Importing Data

Function

This API is used to import data from a file to a DLI or OBS table. Currently, only OBS data can be imported to a DLI or OBS table.

This API is asynchronous.
When importing data, you can select an existing OBS bucket path or create an OBS bucket path, but only one OBS bucket path can be specified.
If you need to create an OBS bucket, ensure that the bucket name complies with the following naming rules:
- The name must be globally unique in OBS.
- The name must contain 3 to 63 characters. Only lowercase letters, digits, hyphens (-), and periods (.) are allowed.
- The name cannot start or end with a period (.) or hyphen (-), and cannot contain two consecutive periods (.) or contain a period (.) and a hyphen (-) adjacent to each other.
- The name cannot be an IP address.
- If the name contains any period (.), the security certificate verification may be triggered when you access the bucket or objects in the bucket.
If the type of a column in the source file to be imported does not match that of the target table, the query result of the row will be null.
Two or more concurrent tasks of importing data to the same table are not allowed.

URI

URI format
POST /v1.0/{project_id}/jobs/import-table

Parameter description

**Table 1** URI parameter
Parameter	Mandatory	Type	Description
project_id	Yes	String	Project ID, which is used for resource isolation. For details about how to obtain its value, see Obtaining a Project ID.

Request

**Table 2** Request parameters
Parameter	Mandatory	Type	Description
data_path	Yes	String	Path to the data to be imported. Currently, only OBS data can be imported.
data_type	Yes	String	Type of the data to be imported. Currently, data types of CSV, Parquet, ORC, JSON, and Avro are supported. NOTE: Data in Avro format generated by Hive tables cannot be imported.
database_name	Yes	String	Name of the database where the table to which data is imported resides.
table_name	Yes	String	Name of the table to which data is imported.
with_column_header	No	Boolean	Whether the first line of the imported data contains column names, that is, headers.
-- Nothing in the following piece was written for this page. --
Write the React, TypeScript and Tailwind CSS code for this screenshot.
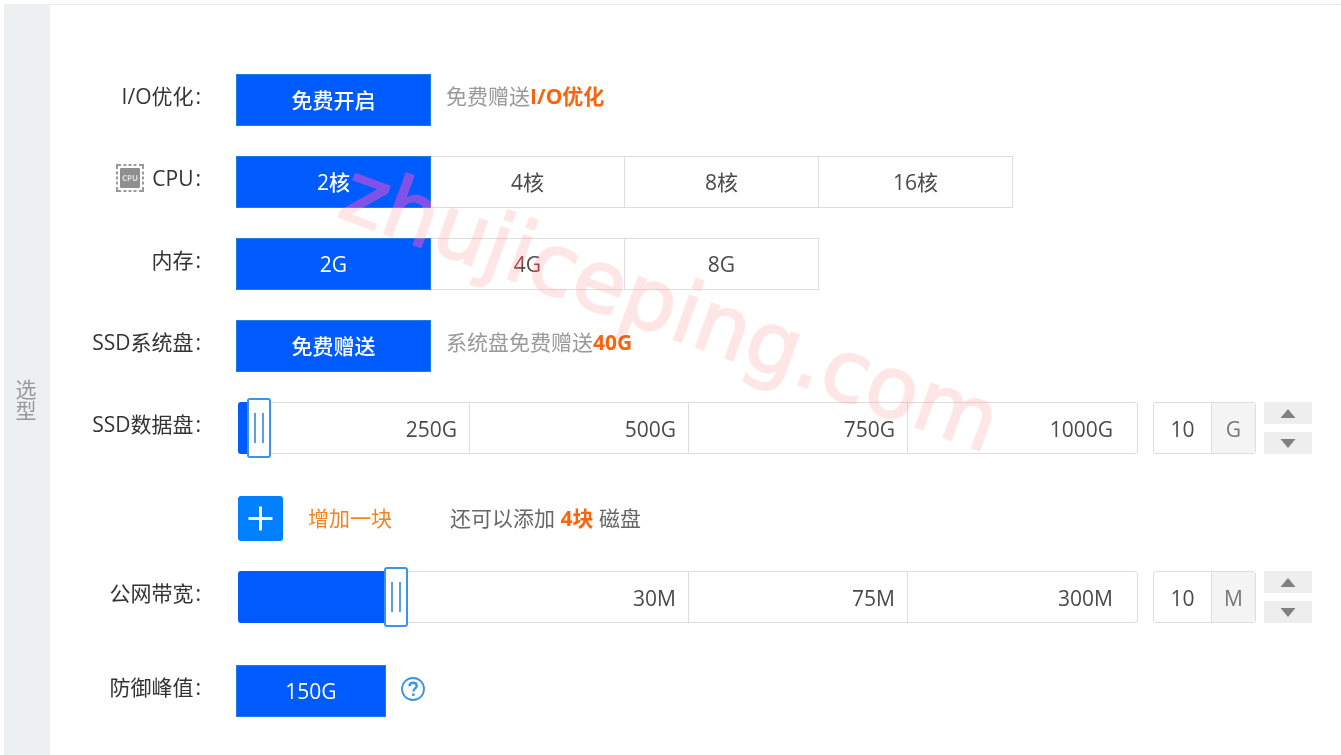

The default value is false, indicating that column names are not contained. This parameter can be specified when CSV data is imported.
delimiter	No	String	User-defined data delimiter. The default value is a comma (,). This parameter can be specified when CSV data is imported.
quote_char	No	String	User-defined quotation character. The default value is double quotation marks ("). This parameter can be specified when CSV data is imported.
escape_char	No	String	User-defined escape character. The default value is a backslash (\). This parameter can be specified when CSV data is imported.
date_format	No	String	Specified date format. The default value is yyyy-MM-dd. For details about the characters involved in the date format, see Table 3. This parameter can be specified when data in the CSV or JSON format is imported.
bad_records_path	No	String	Bad records storage directory during job execution. After configuring this item, the bad records is not imported into the target table.
timestamp_format	No	String	Specified time format. The default value is yyyy-MM-dd HH:mm:ss. For definitions about characters in the time format, see Table 3. This parameter can be specified when data in the CSV or JSON format is imported.
queue_name	No	String	Name of the queue that is specified to execute a task. If no queue is specified, the default queue is used.
overwrite	No	Boolean	Whether to overwrite data. The default value is false, indicating appending write. If the value is true, it indicates overwriting.
partition_spec	No	Object	Partition to which data is to be imported. If this parameter is not set, the entire table data is dynamically imported. The imported data must contain the data in the partition column. If this parameter is set and all partition information is configured during data import, data is imported to the specified partition. The imported data cannot contain data in the partition column. If not all partition information is configured during data import, the imported data must contain all non-specified partition data. Otherwise, abnormal values such as null exist in the partition field column of non-specified data after data import.
conf	No	Array of Strings	User-defined parameter that applies to the job. Currently, dli.sql.dynamicPartitionOverwrite.enabled can be set to false by default. If it is set to true, data in a specified partition is overwritten. If it is set to false, data in the entire DataSource table is dynamically overwritten. NOTE: For dynamic overwrite of Hive partition tables, only the involved partition data can be overwritten. The entire table data cannot be overwritten.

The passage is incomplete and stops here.